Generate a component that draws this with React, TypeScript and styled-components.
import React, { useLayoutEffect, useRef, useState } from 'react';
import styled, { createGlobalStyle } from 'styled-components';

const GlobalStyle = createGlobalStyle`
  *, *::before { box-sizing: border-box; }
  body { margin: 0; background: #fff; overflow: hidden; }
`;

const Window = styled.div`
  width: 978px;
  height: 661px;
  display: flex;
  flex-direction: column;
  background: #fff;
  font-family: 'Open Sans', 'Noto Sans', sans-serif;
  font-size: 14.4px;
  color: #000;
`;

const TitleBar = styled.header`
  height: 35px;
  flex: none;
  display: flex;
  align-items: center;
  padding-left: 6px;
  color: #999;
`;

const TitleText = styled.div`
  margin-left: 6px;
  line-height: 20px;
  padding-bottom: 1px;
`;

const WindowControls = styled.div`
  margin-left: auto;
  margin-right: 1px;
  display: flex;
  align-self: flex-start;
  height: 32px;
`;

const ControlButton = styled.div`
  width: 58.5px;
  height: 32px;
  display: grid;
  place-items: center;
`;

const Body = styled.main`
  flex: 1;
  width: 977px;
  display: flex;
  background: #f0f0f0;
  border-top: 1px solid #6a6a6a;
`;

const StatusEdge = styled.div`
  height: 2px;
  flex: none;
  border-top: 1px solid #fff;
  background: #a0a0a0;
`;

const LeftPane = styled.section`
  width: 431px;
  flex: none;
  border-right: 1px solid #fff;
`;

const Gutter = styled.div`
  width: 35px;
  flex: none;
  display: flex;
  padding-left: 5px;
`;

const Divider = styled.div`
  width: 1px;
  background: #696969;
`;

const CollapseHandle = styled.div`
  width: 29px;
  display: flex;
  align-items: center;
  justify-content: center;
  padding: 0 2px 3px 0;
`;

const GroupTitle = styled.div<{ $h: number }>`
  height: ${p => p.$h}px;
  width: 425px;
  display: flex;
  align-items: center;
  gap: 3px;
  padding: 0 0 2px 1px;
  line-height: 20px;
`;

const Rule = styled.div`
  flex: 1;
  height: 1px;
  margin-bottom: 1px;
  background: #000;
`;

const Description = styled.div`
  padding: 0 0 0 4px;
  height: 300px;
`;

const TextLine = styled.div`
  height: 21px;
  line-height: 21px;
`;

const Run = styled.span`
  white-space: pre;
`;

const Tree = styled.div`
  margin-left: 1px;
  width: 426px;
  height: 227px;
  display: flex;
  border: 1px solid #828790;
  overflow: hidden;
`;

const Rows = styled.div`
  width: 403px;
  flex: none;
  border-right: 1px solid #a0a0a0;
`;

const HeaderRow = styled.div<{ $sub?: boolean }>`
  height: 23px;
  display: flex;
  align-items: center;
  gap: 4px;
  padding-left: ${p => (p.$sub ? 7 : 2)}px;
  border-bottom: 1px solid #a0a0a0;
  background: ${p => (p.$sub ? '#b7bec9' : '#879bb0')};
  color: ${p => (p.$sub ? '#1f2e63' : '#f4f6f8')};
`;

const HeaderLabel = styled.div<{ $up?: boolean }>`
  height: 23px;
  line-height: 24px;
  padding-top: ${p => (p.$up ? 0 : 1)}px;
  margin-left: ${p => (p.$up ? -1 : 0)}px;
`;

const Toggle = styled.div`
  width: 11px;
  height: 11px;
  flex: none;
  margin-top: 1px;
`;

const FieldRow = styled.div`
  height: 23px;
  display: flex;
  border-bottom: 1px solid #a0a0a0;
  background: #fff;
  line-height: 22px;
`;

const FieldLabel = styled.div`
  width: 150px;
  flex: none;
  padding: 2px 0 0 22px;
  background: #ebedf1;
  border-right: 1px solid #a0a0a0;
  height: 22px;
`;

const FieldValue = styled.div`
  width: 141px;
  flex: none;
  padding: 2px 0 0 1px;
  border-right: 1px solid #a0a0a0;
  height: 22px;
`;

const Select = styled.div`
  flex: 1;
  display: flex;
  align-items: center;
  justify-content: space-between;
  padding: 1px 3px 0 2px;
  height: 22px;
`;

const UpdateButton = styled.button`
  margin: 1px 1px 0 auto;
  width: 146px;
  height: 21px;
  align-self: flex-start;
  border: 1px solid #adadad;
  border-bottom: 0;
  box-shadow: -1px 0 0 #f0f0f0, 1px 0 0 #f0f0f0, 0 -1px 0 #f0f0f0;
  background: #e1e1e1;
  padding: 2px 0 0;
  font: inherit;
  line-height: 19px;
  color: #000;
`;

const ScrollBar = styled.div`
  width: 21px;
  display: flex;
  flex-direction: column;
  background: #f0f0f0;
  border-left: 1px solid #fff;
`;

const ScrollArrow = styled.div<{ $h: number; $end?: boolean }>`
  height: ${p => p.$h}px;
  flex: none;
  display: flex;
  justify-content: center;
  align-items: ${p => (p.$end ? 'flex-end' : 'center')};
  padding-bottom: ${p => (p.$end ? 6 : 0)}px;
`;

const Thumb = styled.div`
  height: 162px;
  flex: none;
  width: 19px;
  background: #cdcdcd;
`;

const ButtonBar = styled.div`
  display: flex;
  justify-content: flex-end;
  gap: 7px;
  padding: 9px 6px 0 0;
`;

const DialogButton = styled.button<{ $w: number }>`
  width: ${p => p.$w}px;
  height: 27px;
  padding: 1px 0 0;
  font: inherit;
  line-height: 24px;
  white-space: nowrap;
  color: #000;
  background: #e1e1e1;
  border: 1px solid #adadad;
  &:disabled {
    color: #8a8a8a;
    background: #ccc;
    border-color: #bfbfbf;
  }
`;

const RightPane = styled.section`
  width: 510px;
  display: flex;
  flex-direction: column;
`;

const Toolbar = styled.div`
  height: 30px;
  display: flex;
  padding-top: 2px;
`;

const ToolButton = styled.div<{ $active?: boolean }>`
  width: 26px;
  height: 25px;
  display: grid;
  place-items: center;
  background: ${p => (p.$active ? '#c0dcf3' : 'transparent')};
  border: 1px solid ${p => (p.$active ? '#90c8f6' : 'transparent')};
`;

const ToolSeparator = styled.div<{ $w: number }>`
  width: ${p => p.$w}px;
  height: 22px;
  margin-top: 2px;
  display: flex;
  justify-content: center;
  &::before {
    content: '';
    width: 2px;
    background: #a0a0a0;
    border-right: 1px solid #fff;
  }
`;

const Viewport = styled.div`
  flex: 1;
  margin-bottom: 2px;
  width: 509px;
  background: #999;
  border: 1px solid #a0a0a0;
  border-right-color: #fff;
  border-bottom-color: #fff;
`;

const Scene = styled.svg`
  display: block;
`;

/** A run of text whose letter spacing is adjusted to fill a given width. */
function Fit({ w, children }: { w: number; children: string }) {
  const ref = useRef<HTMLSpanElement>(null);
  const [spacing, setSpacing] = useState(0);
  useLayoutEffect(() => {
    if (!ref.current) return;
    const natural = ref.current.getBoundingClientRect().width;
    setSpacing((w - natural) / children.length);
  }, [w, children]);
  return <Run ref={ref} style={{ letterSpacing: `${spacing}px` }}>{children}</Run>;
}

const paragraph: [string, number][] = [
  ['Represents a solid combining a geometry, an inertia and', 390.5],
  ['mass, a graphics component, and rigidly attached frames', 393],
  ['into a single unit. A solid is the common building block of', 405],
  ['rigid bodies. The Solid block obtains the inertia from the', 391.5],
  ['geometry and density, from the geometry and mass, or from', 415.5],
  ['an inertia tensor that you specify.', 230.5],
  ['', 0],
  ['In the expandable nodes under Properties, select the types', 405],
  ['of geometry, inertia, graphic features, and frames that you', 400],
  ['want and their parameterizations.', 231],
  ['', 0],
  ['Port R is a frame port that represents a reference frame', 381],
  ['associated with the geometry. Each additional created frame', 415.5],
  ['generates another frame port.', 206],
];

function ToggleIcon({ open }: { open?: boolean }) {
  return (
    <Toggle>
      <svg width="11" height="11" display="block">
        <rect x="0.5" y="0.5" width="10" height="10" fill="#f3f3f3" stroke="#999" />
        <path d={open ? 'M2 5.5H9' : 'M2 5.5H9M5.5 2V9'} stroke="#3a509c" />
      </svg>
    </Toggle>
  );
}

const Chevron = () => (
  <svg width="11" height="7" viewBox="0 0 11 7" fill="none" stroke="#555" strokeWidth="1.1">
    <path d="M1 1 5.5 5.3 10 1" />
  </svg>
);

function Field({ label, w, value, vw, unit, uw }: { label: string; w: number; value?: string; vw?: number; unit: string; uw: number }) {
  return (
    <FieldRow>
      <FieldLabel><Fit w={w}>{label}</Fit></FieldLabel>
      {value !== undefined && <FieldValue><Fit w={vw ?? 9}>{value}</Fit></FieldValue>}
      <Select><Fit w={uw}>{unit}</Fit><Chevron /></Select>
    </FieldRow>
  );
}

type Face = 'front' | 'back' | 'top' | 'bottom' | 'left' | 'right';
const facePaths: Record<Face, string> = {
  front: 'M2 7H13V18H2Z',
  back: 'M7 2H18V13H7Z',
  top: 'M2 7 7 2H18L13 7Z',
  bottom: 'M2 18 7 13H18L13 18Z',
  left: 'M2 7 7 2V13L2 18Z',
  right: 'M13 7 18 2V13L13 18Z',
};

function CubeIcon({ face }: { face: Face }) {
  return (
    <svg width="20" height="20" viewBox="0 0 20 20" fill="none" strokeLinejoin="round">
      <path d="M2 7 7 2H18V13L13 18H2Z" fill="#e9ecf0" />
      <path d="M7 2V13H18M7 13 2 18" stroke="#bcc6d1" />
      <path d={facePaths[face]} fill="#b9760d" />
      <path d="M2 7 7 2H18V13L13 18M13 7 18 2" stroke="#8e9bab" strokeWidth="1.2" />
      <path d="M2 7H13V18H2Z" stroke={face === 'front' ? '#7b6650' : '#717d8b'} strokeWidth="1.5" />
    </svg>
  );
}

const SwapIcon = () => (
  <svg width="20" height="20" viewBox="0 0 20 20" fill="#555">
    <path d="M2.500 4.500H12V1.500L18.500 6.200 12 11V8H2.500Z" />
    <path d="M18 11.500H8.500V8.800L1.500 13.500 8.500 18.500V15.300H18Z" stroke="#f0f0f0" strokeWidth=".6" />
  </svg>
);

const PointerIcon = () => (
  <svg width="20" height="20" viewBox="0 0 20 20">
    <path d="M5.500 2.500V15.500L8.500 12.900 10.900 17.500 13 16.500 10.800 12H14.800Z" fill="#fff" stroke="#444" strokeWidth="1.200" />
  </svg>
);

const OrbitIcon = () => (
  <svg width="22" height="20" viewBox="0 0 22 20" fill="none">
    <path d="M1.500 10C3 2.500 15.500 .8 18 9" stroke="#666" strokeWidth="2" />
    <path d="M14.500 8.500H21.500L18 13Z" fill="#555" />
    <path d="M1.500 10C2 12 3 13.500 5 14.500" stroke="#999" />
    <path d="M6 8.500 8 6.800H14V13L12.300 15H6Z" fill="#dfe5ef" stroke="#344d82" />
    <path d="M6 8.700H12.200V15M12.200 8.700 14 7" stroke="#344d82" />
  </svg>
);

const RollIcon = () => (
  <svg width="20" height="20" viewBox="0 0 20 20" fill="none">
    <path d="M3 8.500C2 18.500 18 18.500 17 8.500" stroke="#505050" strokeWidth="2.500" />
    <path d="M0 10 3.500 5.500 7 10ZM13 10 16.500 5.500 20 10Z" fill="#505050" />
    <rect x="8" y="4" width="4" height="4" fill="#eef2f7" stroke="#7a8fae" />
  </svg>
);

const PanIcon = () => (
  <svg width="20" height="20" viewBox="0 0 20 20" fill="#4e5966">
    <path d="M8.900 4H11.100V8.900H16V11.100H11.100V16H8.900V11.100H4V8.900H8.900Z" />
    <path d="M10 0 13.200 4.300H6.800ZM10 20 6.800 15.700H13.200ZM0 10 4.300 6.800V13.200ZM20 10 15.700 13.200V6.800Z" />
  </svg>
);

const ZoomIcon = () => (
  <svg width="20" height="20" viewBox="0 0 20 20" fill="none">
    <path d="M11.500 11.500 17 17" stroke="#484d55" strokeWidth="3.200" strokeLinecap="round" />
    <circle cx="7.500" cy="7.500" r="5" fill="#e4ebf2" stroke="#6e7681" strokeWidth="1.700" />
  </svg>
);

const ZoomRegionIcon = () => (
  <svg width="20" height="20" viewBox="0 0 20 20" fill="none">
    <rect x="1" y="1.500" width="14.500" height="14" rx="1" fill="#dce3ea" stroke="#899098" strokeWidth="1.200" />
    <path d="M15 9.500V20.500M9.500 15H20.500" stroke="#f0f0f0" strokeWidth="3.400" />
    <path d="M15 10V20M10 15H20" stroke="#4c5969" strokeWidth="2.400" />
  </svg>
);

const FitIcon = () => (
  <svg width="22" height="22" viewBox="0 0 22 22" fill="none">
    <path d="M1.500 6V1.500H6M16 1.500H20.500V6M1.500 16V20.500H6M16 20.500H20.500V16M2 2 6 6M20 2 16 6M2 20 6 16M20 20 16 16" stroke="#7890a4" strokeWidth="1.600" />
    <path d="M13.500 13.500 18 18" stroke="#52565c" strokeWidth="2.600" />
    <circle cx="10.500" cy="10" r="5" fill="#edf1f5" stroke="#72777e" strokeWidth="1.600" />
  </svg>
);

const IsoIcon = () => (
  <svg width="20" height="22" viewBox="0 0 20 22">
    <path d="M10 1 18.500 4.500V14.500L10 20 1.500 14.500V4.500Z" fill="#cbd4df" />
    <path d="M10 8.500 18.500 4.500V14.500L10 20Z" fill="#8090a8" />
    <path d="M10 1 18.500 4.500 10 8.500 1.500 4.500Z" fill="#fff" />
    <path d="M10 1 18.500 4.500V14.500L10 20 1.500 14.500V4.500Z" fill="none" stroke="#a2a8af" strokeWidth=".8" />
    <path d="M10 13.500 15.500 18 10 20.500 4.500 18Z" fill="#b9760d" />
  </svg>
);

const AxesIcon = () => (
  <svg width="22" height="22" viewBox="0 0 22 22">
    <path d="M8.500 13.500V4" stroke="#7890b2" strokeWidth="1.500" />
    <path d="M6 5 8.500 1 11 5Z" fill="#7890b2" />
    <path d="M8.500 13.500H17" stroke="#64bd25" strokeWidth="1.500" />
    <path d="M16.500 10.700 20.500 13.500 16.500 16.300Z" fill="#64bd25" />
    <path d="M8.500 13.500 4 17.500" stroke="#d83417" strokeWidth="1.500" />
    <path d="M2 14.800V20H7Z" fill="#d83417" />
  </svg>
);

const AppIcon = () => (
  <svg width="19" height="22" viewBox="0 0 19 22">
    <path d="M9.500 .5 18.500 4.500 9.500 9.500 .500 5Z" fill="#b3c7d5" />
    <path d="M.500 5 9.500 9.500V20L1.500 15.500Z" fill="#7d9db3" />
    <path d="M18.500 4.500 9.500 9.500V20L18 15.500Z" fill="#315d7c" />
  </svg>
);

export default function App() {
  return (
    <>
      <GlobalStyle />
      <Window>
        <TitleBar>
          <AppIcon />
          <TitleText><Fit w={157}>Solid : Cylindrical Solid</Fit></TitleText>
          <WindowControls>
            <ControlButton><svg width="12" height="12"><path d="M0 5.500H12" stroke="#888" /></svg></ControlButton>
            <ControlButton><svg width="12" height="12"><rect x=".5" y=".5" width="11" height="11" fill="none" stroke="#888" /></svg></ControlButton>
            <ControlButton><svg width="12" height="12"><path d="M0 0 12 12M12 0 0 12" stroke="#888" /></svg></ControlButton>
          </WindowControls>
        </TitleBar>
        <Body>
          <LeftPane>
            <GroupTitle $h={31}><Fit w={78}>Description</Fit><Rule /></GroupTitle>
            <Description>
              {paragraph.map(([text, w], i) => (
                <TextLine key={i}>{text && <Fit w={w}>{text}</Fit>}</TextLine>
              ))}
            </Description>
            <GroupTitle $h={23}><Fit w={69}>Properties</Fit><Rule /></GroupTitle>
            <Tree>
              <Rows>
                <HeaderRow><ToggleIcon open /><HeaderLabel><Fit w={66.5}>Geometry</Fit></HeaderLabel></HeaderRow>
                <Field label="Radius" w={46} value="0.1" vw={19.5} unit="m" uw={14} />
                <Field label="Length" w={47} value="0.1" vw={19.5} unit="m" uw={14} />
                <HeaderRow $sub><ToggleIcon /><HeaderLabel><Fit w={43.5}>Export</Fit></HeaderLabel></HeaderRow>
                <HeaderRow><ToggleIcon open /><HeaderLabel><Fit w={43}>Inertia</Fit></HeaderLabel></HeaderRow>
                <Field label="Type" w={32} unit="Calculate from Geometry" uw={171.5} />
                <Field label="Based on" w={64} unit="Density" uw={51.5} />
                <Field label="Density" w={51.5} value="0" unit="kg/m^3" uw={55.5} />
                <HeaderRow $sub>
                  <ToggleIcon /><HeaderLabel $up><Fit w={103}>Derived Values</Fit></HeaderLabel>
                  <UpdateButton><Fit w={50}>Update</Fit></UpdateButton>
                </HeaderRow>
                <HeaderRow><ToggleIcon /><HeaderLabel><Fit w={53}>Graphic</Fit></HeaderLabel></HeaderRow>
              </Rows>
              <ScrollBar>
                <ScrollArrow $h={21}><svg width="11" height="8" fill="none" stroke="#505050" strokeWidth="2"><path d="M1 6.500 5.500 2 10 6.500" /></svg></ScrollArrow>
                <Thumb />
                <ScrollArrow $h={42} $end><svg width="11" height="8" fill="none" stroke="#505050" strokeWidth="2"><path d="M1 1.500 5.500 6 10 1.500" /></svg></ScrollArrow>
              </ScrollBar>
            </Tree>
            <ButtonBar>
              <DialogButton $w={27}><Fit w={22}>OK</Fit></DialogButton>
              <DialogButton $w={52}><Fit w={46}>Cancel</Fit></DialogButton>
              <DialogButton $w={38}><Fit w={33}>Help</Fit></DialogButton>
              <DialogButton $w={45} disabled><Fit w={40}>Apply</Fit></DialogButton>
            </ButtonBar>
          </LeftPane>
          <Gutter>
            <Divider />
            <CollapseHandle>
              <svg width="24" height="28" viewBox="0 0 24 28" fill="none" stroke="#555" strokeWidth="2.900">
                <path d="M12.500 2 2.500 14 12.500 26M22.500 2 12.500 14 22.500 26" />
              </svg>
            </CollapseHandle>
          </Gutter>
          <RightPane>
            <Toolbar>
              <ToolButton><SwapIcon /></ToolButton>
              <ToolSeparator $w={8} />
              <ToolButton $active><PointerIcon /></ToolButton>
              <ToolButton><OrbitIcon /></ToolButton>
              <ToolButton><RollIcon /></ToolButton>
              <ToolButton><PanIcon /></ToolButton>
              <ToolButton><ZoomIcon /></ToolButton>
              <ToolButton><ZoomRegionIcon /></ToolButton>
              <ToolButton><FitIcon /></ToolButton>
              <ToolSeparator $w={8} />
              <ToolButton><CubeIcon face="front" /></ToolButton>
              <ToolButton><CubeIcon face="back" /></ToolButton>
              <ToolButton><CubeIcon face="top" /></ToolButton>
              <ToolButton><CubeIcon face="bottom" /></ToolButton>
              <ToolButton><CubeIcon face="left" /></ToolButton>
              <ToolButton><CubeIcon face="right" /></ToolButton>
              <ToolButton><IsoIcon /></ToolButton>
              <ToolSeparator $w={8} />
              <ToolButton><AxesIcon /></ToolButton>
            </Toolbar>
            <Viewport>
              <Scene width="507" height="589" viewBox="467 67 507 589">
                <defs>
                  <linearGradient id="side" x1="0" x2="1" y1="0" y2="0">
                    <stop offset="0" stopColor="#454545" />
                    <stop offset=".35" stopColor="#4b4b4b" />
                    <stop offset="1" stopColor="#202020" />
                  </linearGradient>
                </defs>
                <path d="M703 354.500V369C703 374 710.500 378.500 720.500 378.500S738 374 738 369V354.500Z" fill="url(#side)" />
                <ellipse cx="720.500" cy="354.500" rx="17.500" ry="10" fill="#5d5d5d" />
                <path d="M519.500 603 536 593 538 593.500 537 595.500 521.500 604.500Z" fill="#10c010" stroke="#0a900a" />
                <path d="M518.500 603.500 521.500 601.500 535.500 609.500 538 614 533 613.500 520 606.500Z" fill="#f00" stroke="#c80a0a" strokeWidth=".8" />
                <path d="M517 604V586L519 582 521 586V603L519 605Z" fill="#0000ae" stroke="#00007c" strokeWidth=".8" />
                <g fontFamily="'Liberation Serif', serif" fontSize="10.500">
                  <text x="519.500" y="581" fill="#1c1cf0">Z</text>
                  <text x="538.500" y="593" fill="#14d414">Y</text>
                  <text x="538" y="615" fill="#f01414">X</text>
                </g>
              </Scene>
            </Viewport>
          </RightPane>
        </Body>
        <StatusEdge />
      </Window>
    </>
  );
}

********

> _Instructions to follow_: All lines in the data that contain the word "components" should be copied.

> _Response to this task_:
Generate a component that draws this with React, TypeScript and styled-components.
import styled, { createGlobalStyle } from 'styled-components';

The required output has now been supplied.